* [Exercise description] Repeat every line of the data exactly, but not the pictures.

____

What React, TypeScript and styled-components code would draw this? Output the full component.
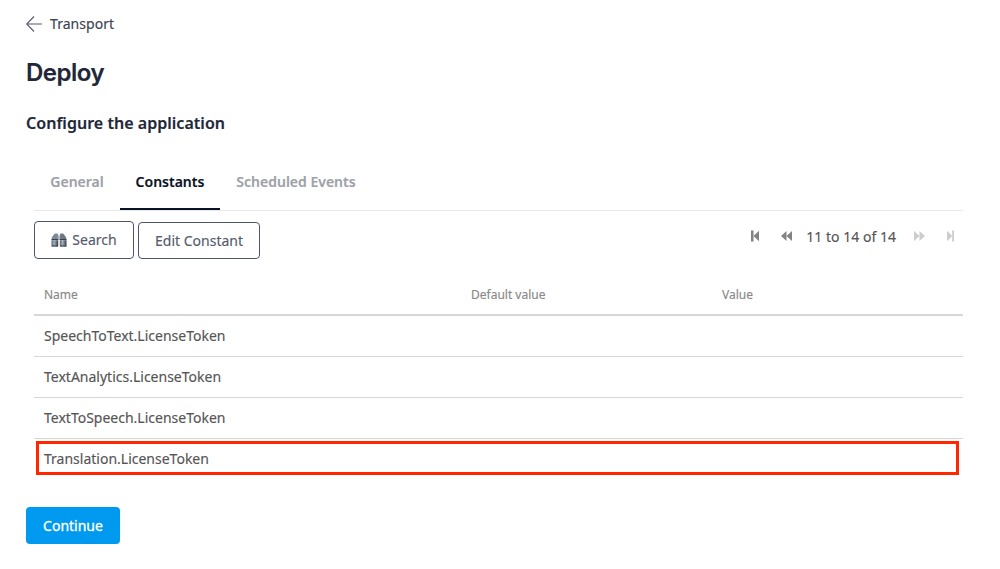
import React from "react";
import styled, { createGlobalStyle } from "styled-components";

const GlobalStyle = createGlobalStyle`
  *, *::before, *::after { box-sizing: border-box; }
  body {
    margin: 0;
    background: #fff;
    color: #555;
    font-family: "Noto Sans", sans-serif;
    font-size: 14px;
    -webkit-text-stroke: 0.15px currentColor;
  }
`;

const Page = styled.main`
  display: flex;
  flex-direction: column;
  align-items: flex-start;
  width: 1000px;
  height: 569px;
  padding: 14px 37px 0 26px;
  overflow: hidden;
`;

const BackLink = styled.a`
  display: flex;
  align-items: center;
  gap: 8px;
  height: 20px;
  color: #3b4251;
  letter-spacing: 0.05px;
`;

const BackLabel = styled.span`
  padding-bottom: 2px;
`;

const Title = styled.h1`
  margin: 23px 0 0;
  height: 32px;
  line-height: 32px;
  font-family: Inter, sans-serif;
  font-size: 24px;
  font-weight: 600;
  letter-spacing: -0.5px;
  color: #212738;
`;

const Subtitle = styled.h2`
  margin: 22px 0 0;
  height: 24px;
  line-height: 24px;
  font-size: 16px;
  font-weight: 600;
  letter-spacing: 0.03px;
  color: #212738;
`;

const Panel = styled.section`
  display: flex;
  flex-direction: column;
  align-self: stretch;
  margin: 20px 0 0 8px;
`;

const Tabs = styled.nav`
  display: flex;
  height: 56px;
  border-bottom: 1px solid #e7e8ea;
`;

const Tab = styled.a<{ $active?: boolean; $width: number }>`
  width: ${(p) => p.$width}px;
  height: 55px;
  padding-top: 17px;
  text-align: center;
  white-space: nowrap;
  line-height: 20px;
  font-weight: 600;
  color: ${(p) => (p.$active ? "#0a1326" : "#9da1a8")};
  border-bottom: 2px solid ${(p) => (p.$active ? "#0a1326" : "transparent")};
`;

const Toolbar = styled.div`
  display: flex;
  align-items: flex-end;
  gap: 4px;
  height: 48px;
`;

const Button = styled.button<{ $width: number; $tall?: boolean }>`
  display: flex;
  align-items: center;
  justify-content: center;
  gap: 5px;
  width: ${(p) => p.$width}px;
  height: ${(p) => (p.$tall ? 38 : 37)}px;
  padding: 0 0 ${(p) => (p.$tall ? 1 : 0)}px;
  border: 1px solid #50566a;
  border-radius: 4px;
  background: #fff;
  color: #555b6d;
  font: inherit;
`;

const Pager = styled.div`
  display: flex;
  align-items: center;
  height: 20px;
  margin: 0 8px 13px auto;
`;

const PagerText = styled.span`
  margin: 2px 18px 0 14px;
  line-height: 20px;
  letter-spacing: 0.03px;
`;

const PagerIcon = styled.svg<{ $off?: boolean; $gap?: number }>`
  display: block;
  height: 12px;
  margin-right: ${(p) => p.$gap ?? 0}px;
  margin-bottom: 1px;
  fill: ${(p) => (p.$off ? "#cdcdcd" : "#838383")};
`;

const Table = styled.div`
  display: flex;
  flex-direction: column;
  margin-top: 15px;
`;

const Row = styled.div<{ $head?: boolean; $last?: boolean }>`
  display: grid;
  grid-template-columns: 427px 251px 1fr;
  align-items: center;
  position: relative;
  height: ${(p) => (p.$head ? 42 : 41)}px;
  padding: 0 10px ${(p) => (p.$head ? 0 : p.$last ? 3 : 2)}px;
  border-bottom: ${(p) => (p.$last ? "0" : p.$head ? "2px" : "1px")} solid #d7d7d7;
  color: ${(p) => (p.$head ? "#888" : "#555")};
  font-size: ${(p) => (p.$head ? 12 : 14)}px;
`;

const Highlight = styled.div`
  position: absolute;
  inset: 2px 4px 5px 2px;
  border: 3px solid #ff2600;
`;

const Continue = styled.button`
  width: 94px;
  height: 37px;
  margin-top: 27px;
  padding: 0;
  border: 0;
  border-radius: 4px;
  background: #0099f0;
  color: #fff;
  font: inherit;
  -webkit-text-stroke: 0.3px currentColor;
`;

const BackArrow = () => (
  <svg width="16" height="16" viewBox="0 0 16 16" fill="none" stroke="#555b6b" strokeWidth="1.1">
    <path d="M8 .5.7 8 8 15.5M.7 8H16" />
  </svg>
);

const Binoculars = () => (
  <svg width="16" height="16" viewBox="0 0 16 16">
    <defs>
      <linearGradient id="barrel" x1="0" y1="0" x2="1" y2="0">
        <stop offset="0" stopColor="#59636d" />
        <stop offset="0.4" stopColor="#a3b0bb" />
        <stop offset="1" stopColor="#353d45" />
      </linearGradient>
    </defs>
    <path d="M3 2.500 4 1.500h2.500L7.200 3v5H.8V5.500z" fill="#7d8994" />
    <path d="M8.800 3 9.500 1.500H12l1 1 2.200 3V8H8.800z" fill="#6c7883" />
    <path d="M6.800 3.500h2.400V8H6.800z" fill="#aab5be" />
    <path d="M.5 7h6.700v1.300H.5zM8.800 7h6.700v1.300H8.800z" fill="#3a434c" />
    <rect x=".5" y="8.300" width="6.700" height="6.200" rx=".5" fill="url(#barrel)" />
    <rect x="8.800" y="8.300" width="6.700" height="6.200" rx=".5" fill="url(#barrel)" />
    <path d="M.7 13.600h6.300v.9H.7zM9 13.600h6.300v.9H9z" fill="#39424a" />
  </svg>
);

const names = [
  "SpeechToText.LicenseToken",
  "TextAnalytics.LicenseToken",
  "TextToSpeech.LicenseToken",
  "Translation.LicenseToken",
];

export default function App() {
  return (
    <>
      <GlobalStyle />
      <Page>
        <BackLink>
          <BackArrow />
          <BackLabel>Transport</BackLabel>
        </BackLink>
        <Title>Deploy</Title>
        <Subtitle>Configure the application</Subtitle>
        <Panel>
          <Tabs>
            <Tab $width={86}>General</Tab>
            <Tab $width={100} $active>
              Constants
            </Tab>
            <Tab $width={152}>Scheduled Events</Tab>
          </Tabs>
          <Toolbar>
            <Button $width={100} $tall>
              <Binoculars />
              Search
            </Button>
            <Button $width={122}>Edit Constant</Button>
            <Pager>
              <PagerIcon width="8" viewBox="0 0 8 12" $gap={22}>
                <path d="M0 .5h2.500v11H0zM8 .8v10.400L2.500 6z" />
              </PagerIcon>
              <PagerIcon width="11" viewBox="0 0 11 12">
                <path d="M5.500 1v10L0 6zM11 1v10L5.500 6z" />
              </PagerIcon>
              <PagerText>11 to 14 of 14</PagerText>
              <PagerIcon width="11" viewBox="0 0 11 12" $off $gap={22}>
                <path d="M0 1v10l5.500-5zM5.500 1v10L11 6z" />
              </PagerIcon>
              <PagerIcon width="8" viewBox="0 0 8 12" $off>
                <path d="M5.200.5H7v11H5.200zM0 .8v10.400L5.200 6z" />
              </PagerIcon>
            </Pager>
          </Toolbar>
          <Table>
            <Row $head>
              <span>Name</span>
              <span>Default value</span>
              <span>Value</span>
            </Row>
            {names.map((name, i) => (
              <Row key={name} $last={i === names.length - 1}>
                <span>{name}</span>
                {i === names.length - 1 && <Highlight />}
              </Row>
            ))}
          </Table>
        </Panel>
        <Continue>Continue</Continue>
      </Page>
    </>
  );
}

____

* [Reply to the task]
What React, TypeScript and styled-components code would draw this? Output the full component.
import React from "react";
import styled, { createGlobalStyle } from "styled-components";

const GlobalStyle = createGlobalStyle`
  *, *::before, *::after { box-sizing: border-box; }
  body {
    margin: 0;
    background: #fff;
    color: #555;
    font-family: "Noto Sans", sans-serif;
    font-size: 14px;
    -webkit-text-stroke: 0.15px currentColor;
  }
`;

const Page = styled.main`
  display: flex;
  flex-direction: column;
  align-items: flex-start;
  width: 1000px;
  height: 569px;
  padding: 14px 37px 0 26px;
  overflow: hidden;
`;

const BackLink = styled.a`
  display: flex;
  align-items: center;
  gap: 8px;
  height: 20px;
  color: #3b4251;
  letter-spacing: 0.05px;
`;

const BackLabel = styled.span`
  padding-bottom: 2px;
`;

const Title = styled.h1`
  margin: 23px 0 0;
  height: 32px;
  line-height: 32px;
  font-family: Inter, sans-serif;
  font-size: 24px;
  font-weight: 600;
  letter-spacing: -0.5px;
  color: #212738;
`;

const Subtitle = styled.h2`
  margin: 22px 0 0;
  height: 24px;
  line-height: 24px;
  font-size: 16px;
  font-weight: 600;
  letter-spacing: 0.03px;
  color: #212738;
`;

const Panel = styled.section`
  display: flex;
  flex-direction: column;
  align-self: stretch;
  margin: 20px 0 0 8px;
`;

const Tabs = styled.nav`
  display: flex;
  height: 56px;
  border-bottom: 1px solid #e7e8ea;
`;

const Tab = styled.a<{ $active?: boolean; $width: number }>`
  width: ${(p) => p.$width}px;
  height: 55px;
  padding-top: 17px;
  text-align: center;
  white-space: nowrap;
  line-height: 20px;
  font-weight: 600;
  color: ${(p) => (p.$active ? "#0a1326" : "#9da1a8")};
  border-bottom: 2px solid ${(p) => (p.$active ? "#0a1326" : "transparent")};
`;

const Toolbar = styled.div`
  display: flex;
  align-items: flex-end;
  gap: 4px;
  height: 48px;
`;

const Button = styled.button<{ $width: number; $tall?: boolean }>`
  display: flex;
  align-items: center;
  justify-content: center;
  gap: 5px;
  width: ${(p) => p.$width}px;
  height: ${(p) => (p.$tall ? 38 : 37)}px;
  padding: 0 0 ${(p) => (p.$tall ? 1 : 0)}px;
  border: 1px solid #50566a;
  border-radius: 4px;
  background: #fff;
  color: #555b6d;
  font: inherit;
`;

const Pager = styled.div`
  display: flex;
  align-items: center;
  height: 20px;
  margin: 0 8px 13px auto;
`;

const PagerText = styled.span`
  margin: 2px 18px 0 14px;
  line-height: 20px;
  letter-spacing: 0.03px;
`;

const PagerIcon = styled.svg<{ $off?: boolean; $gap?: number }>`
  display: block;
  height: 12px;
  margin-right: ${(p) => p.$gap ?? 0}px;
  margin-bottom: 1px;
  fill: ${(p) => (p.$off ? "#cdcdcd" : "#838383")};
`;

const Table = styled.div`
  display: flex;
  flex-direction: column;
  margin-top: 15px;
`;

const Row = styled.div<{ $head?: boolean; $last?: boolean }>`
  display: grid;
  grid-template-columns: 427px 251px 1fr;
  align-items: center;
  position: relative;
  height: ${(p) => (p.$head ? 42 : 41)}px;
  padding: 0 10px ${(p) => (p.$head ? 0 : p.$last ? 3 : 2)}px;
  border-bottom: ${(p) => (p.$last ? "0" : p.$head ? "2px" : "1px")} solid #d7d7d7;
  color: ${(p) => (p.$head ? "#888" : "#555")};
  font-size: ${(p) => (p.$head ? 12 : 14)}px;
`;

const Highlight = styled.div`
  position: absolute;
  inset: 2px 4px 5px 2px;
  border: 3px solid #ff2600;
`;

const Continue = styled.button`
  width: 94px;
  height: 37px;
  margin-top: 27px;
  padding: 0;
  border: 0;
  border-radius: 4px;
  background: #0099f0;
  color: #fff;
  font: inherit;
  -webkit-text-stroke: 0.3px currentColor;
`;

const BackArrow = () => (
  <svg width="16" height="16" viewBox="0 0 16 16" fill="none" stroke="#555b6b" strokeWidth="1.1">
    <path d="M8 .5.7 8 8 15.5M.7 8H16" />
  </svg>
);

const Binoculars = () => (
  <svg width="16" height="16" viewBox="0 0 16 16">
    <defs>
      <linearGradient id="barrel" x1="0" y1="0" x2="1" y2="0">
        <stop offset="0" stopColor="#59636d" />
        <stop offset="0.4" stopColor="#a3b0bb" />
        <stop offset="1" stopColor="#353d45" />
      </linearGradient>
    </defs>
    <path d="M3 2.500 4 1.500h2.500L7.200 3v5H.8V5.500z" fill="#7d8994" />
    <path d="M8.800 3 9.500 1.500H12l1 1 2.200 3V8H8.800z" fill="#6c7883" />
    <path d="M6.800 3.500h2.400V8H6.800z" fill="#aab5be" />
    <path d="M.5 7h6.700v1.300H.5zM8.800 7h6.700v1.300H8.800z" fill="#3a434c" />
    <rect x=".5" y="8.300" width="6.700" height="6.200" rx=".5" fill="url(#barrel)" />
    <rect x="8.800" y="8.300" width="6.700" height="6.200" rx=".5" fill="url(#barrel)" />
    <path d="M.7 13.600h6.300v.9H.7zM9 13.600h6.300v.9H9z" fill="#39424a" />
  </svg>
);

const names = [
  "SpeechToText.LicenseToken",
  "TextAnalytics.LicenseToken",
  "TextToSpeech.LicenseToken",
  "Translation.LicenseToken",
];

export default function App() {
  return (
    <>
      <GlobalStyle />
      <Page>
        <BackLink>
          <BackArrow />
          <BackLabel>Transport</BackLabel>
        </BackLink>
        <Title>Deploy</Title>
        <Subtitle>Configure the application</Subtitle>
        <Panel>
          <Tabs>
            <Tab $width={86}>General</Tab>
            <Tab $width={100} $active>
              Constants
            </Tab>
            <Tab $width={152}>Scheduled Events</Tab>
          </Tabs>
          <Toolbar>
            <Button $width={100} $tall>
              <Binoculars />
              Search
            </Button>
            <Button $width={122}>Edit Constant</Button>
            <Pager>
              <PagerIcon width="8" viewBox="0 0 8 12" $gap={22}>
                <path d="M0 .5h2.500v11H0zM8 .8v10.400L2.500 6z" />
              </PagerIcon>
              <PagerIcon width="11" viewBox="0 0 11 12">
                <path d="M5.500 1v10L0 6zM11 1v10L5.500 6z" />
              </PagerIcon>
              <PagerText>11 to 14 of 14</PagerText>
              <PagerIcon width="11" viewBox="0 0 11 12" $off $gap={22}>
                <path d="M0 1v10l5.500-5zM5.500 1v10L11 6z" />
              </PagerIcon>
              <PagerIcon width="8" viewBox="0 0 8 12" $off>
                <path d="M5.200.5H7v11H5.200zM0 .8v10.400L5.200 6z" />
              </PagerIcon>
            </Pager>
          </Toolbar>
          <Table>
            <Row $head>
              <span>Name</span>
              <span>Default value</span>
              <span>Value</span>
            </Row>
            {names.map((name, i) => (
              <Row key={name} $last={i === names.length - 1}>
                <span>{name}</span>
                {i === names.length - 1 && <Highlight />}
              </Row>
            ))}
          </Table>
        </Panel>
        <Continue>Continue</Continue>
      </Page>
    </>
  );
}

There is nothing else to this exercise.